This past week, the upper school gathered to vote on next school year’s ASB Executive Board and President. Out of three incoming senior candidates, Talia Goodman ’17 received the most votes and was named 2016-2017 ASB President. Alongside Goodman, Alex Sherman ’17, April Tate ’17 and Maya Winkler ’18 will serve on the ASB Executive Board next school year.
The Oracle sat down with Goodman to learn more about her work with Archer’s student council and her intentions for the coming year.
What does it mean to you to be president of the student body?
TG: It means a lot. It’s something that I’ve wanted for so long, and I feel that the people who are president can really embody what an Archer girl is, and that’s something that I’m so happy that people saw in me. I think that the people who are president really want to work hard and make sure that Archer is running smoothly and that the student body is happy. Student council, I feel, is an important part of the student body and planning events. There’s so much that student council does with the class reps, meetings, relaying information — just making a positive environment for Archer girls. I think that being president is such an honor for me because student council means so much to me, and I see its impact on Archer so much. Being able to have an impact and fostering that is something that I’m really proud to be a part of.
How did you feel when you found out you would be president?
TG: I was so happy. I was crying. I still cry, like in class the other day, I was crying because I thought, “Everyone is so nice.” People have been so supportive about it. I’m so happy, I’m still in the state of shock. I can’t believe it. Because I mean, I can’t believe we’re [almost] seniors, and the seniors now are leaving too. Ali [Kiley ’16] was such an amazing president, and I look up to her. I seriously can’t believe she’s leaving, and I’m going to be in her place. It’s a little nerve-wracking.
What do you have planned for next year? What do you hope to accomplish as president?
TG: Well, I think that this year for student council was really successful, and so many things happened that have never happened before. There’s so much growth, and I want to continue that growth. I want to continue growing school spirit and this inclusive environment that Archer stands for and takes pride in. That’s something I want to focus on.
Can you explain some of the changes that student council underwent this year?
TG: We added a lot of new events like Color Wars, Archella, we [brought back] town hall meetings, Teacher Appreciation Week that’s going on right now, just all of these events. You know, what I like about what we’ve added is that they’re all so different and all so diverse. They can all speak to many different types of students like for the town hall meetings allow girls to speak their opinions but Color Wars is for the people who really like to show spirit for their grade. There’s just such a wide range of audiences that student council has to play to and include so, I think that this year really fostered that. I think that within student council there was a lot more accountability. This year, there were a lot of people who knew who the members of student council were and people were proud of that. I feel like in previous years people’s sense of responsibility wasn’t as strong, and Ms. Shirk really worked to make that known. We got sweatshirts, and we have a board of everyone on student council.

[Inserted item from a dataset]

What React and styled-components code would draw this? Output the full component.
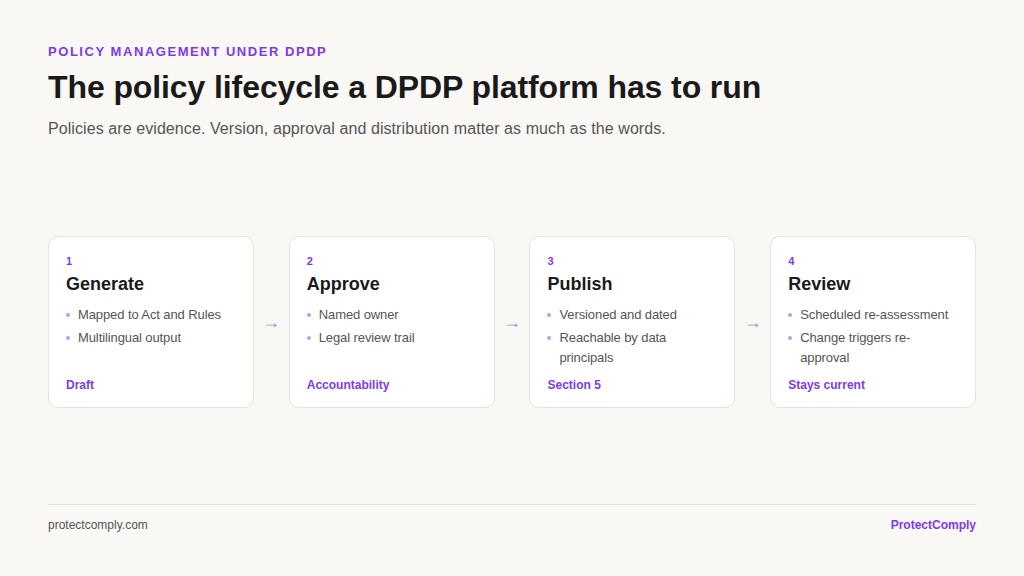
import React from "react";
import styled, { createGlobalStyle } from "styled-components";

const Global = createGlobalStyle`
  html, body { margin: 0; padding: 0; background: #f9f8f5; }
  body { font-family: "Liberation Sans", Arial, sans-serif; }
`;

const Page = styled.div`
  width: 1024px; height: 576px; box-sizing: border-box;
  padding: 44px 48px 0; display: flex; flex-direction: column;
`;
const Eyebrow = styled.div`
  font-size: 13px; font-weight: 700; letter-spacing: 1.55px; color: #7c3aed; text-transform: uppercase;
`;
const Title = styled.h1`
  margin: 10px 0 0; font-size: 32px; font-weight: 700; color: #1a1a1a; letter-spacing: -0.1px;
`;
const Sub = styled.p`
  margin: 14px 0 0; font-size: 16px; letter-spacing: 0.08px; color: #555;
`;
const Flow = styled.div`
  margin-top: 98px; display: flex; align-items: center;
`;
const Card = styled.div`
  width: 206px; height: 172px; box-sizing: border-box; background: #fff;
  border: 1px solid #e6e3de; border-radius: 10px; padding: 18px 17px 15px;
  display: flex; flex-direction: column;
`;
const Num = styled.div`font-size: 11px; font-weight: 700; color: #7c3aed;`;
const CardTitle = styled.div`margin-top: 7px; font-size: 18px; font-weight: 700; color: #1a1a1a;`;
const List = styled.ul`
  list-style: none; margin: 10px 0 0; padding: 0; flex: 1;
`;
const Item = styled.li`
  position: relative; padding-left: 12px; font-size: 13px; letter-spacing: -0.1px; line-height: 20px; color: #555; margin-bottom: 3px;
  &::before { content: ""; position: absolute; left: 0; top: 8px; width: 4px; height: 4px; border-radius: 50%; background: #b79cf0; }
`;
const Tag = styled.div`font-size: 12px; font-weight: 700; color: #7c3aed;`;
const Arrow = styled.div`width: 35px; text-align: center; color: #a98be8; font-size: 18px;`;
const Footer = styled.div`
  margin-top: auto; margin-bottom: 44px; border-top: 1px solid #e2dfda; padding-top: 13px;
  display: flex; justify-content: space-between; font-size: 12px; color: #555;
`;
const Brand = styled.span`color: #7c3aed; font-weight: 700;`;

const steps = [
  ["1", "Generate", ["Mapped to Act and Rules", "Multilingual output"], "Draft"],
  ["2", "Approve", ["Named owner", "Legal review trail"], "Accountability"],
  ["3", "Publish", ["Versioned and dated", "Reachable by data principals"], "Section 5"],
  ["4", "Review", ["Scheduled re-assessment", "Change triggers re-approval"], "Stays current"],
];

export default function App() {
  return (
    <>
      <Global />
      <Page>
        <Eyebrow>Policy management under DPDP</Eyebrow>
        <Title>The policy lifecycle a DPDP platform has to run</Title>
        <Sub>Policies are evidence. Version, approval and distribution matter as much as the words.</Sub>
        <Flow>
          {steps.map(([n, t, items, tag], i) => (
            <React.Fragment key={n}>
              {i > 0 && <Arrow>→</Arrow>}
              <Card>
                <Num>{n}</Num>
                <CardTitle>{t}</CardTitle>
                <List>{items.map((x) => <Item key={x}>{x}</Item>)}</List>
                <Tag>{tag}</Tag>
              </Card>
            </React.Fragment>
          ))}
        </Flow>
        <Footer>
          <span>protectcomply.com</span>
          <Brand>ProtectComply</Brand>
        </Footer>
      </Page>
    </>
  );
}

What have your roles on student council been up until now, and how have they shaped you?
TG: In tenth grade I was a class rep, and that was really fun because I got to feel what student council was about and worked with the grade along with other reps to plan fun things for my grade. This past year I was on exec[utive] board and that was a different experience because I felt that I had so much more responsibility.
The events, the scale was so much bigger, and that was really exciting and a really great opportunity for me. I feel that I learned so much this year. I feel like I couldn’t have gone from rep to president because that would have been such a big transition, so I think this year really taught me the deeper ways in which student council runs. When you’re a rep, you’re observing and feeling things out and focused on doing things with your grade. Then on the executive board, it is about connecting all of that. It taught me about how student council works.
Why is spirit important to you and why should Archer girls have spirit?
TG: Spirit is important to me because I think it’s such a big part of the Archer community and my experience at Archer. When you come onto Archer’s campus, when you meet the girls and the faculty, you really get the sense that people are proud to be a part of this community, to be a part of Archer. I think spirit is just at the basis of that. That is why spirit is so important to me because I think that it has really shaped the Archer community and how everyone is so supportive and connected to each other.
If you could tell yourself anything when you entered Archer knowing what you do now, what would it be and why?
TG: Don’t be afraid to try new things. When I was in ninth grade, I was very shy. I wasn’t really outgoing —well, I was outgoing, but if I was in a situation with people I didn’t know, I wouldn’t be able to talk, and I was shyer. Being on student council, playing volleyball, being an ambassador and trying all of these new things really helped me to open up and be in different situations and new situations. I think that’s what I’d tell myself as a freshman. Just try the things that seem interesting to you, the things that seem cool because I think that in terms of student council I thought, “I can never do that because I’m so shy.” But then when I tried it and put myself out there, it was really successful. Now, it’s such a big part of my Archer experience.